The idea is actually to have something that does not allocate anything apart from the TCP connection structure itself. No strings would be stored, but would be available as some kind of input range. It may end up having to make little compromises in that regard, but anyway that would be the goal.

But the high-level API would then indeed be built with the goals that you outlined (which is already the idea for the current implementation, but there are still a number of exceptions).

per-request memory must be safely managed (scoped and .dup'ed as soon as the user tries to escape it, either explicitly or implicitly)

I'm strongly against implicit copying. Marked with scope Non-copyable HTTPRequest and HTTPResponse structures that implement Stream interfaces themselves (no easily-accessable socket leakage this way, so no refcounting needed under the hood) as parameters to user callback, all "dangerous" fields and properties return something like

/// Doc-comment that warns the programmer about the lifetime of the memory behind m_val
struct RequestScoped(T)
{
    private T m_val;
    /// doc-comment that warns the programmer about the consequences
    ref T get() { return m_val; }
    T escape() { /* conveniently-written recursive duplication to GC-heap */ }
}

You cannot force user to write memory safe code. D does not support this. No, DIP1000 + "@safe" is not an enforcement. When something cannot be enforced, it is better to provide convenient and non-encumbering conventions, documentation and examples.

Enforcement is not the goal here, if you want you can of course always override the safety measures. The real idea here just is to make it (close to) impossible to make accidental mistakes that open up security holes. As long as we rely on the GC that is not so problematic, but the moment we start to do manual memory management, something like DIP1000 or an approximation thereof using API design facilities is essential in that regard.

The main problem is that using scope+DIP1000, which definitely would be my preferred approach, will break user code, because scope will have to be added in all places that accept HTTP requests/reponses.
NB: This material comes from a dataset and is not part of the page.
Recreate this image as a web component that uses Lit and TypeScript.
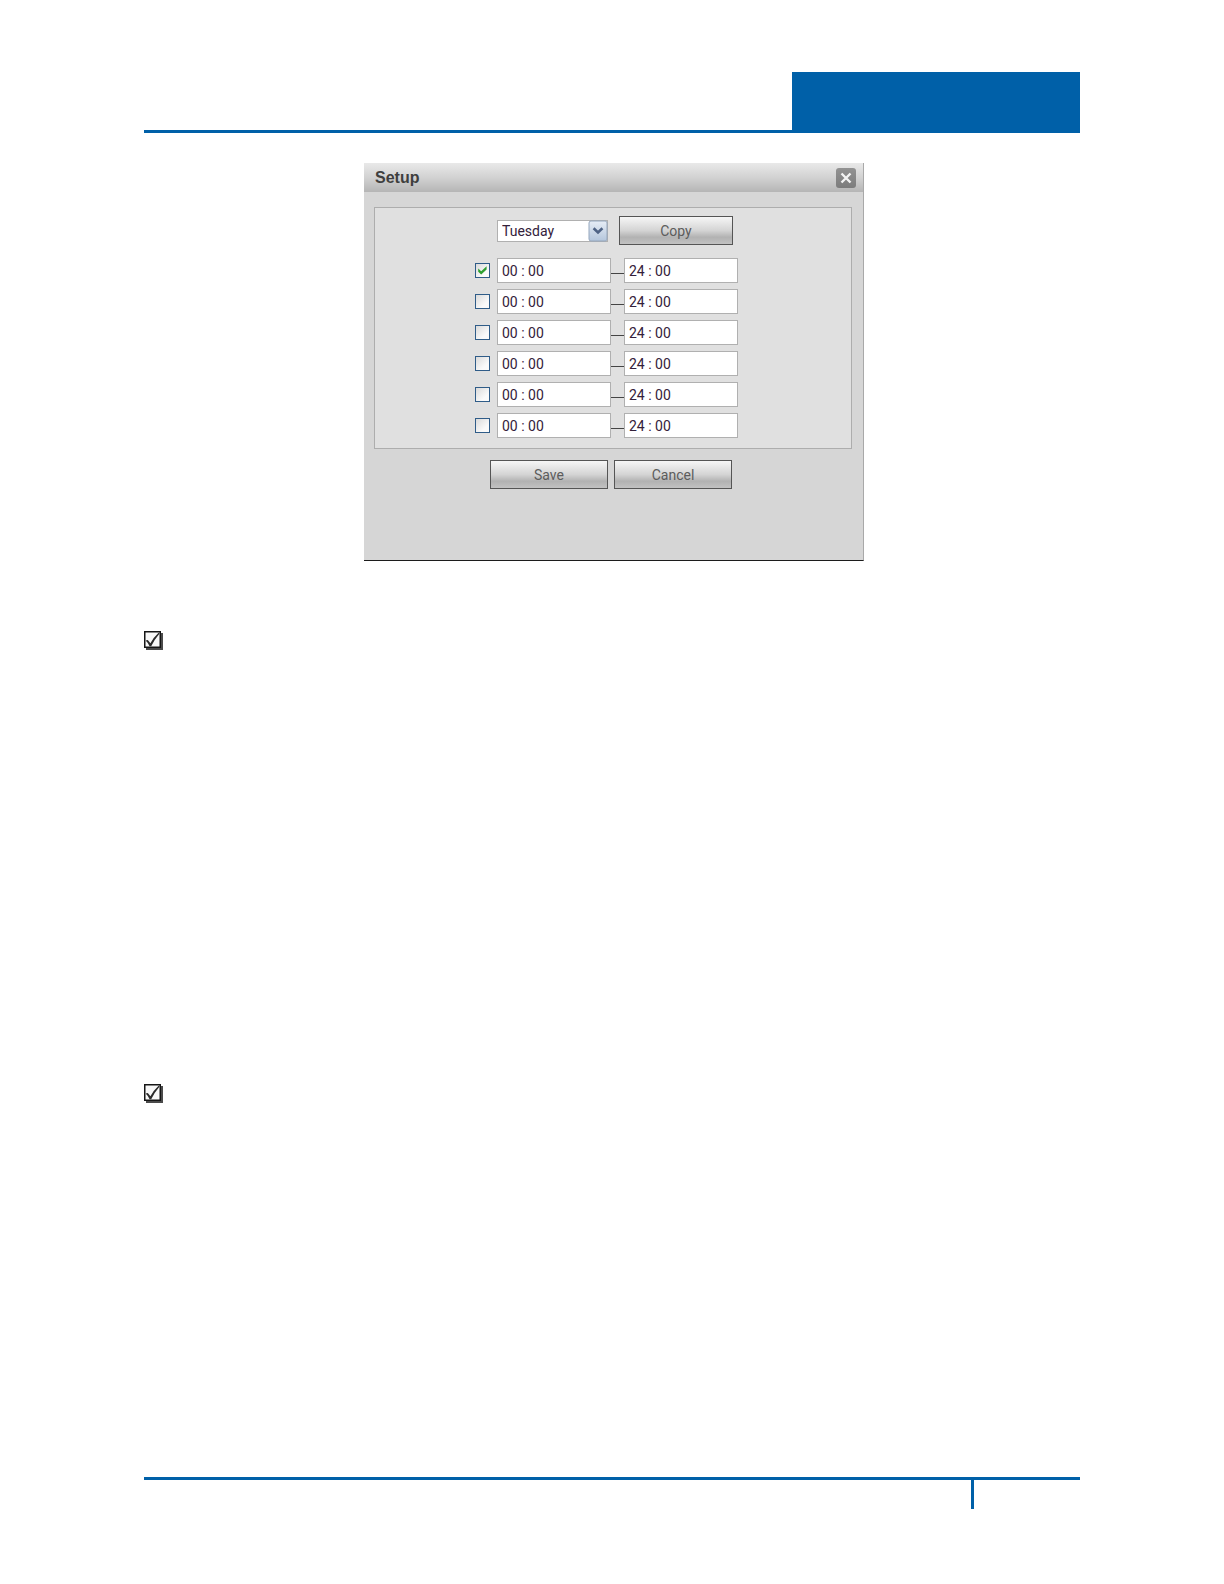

Using an approach where the data is elevated to ref counted or GC managed memory when it is still referenced outside of the scope of the request handler on the other hand would not result in this kind of breakage and would also keep the API cleaner due to the lack of explicit escape methods for all kinds of req/res attached data.

IMO, the tradeoff of this implicit approach is pretty good, in the sense that it makes it seamless to escape request data to a background task or for "permanent" storage, for example in an instance or global variable of some kind, while still keeping the risk of accidentally producing a performance hazard low (the request data actually has to outlive the handler, just copying it around will not do any harm).

The reference counting is thread-local, so while the performance implications need to be observed carefully, it's unlikely to have a big impact. Like for the current issue with InterfaceProxy invoking RC, passing things by reference (or using move) will also eliminate the RC operations completely.

If the automatic approach turns out to be harmless w.r.t. performance, I'd pick that, to avoid the rift that is otherwise created for all the existing code. Getting people to make such big upgrades is sometimes rather difficult and even now there are still many that for example use the 0.7.x vibe.d branch due to the mild breaking changes that 0.8.x introduces.

no stream proxy objects or dynamic dispatch by default - all combinations of encryption/encoding/compression streams must be instantiated as static types, need to keep in mind how to minimize the amount of template bloat this produces.

encoding - transport
encoding - compression - transport
encoding - compression - encryption - transport
Looks rather modest, templates should not be that terrible.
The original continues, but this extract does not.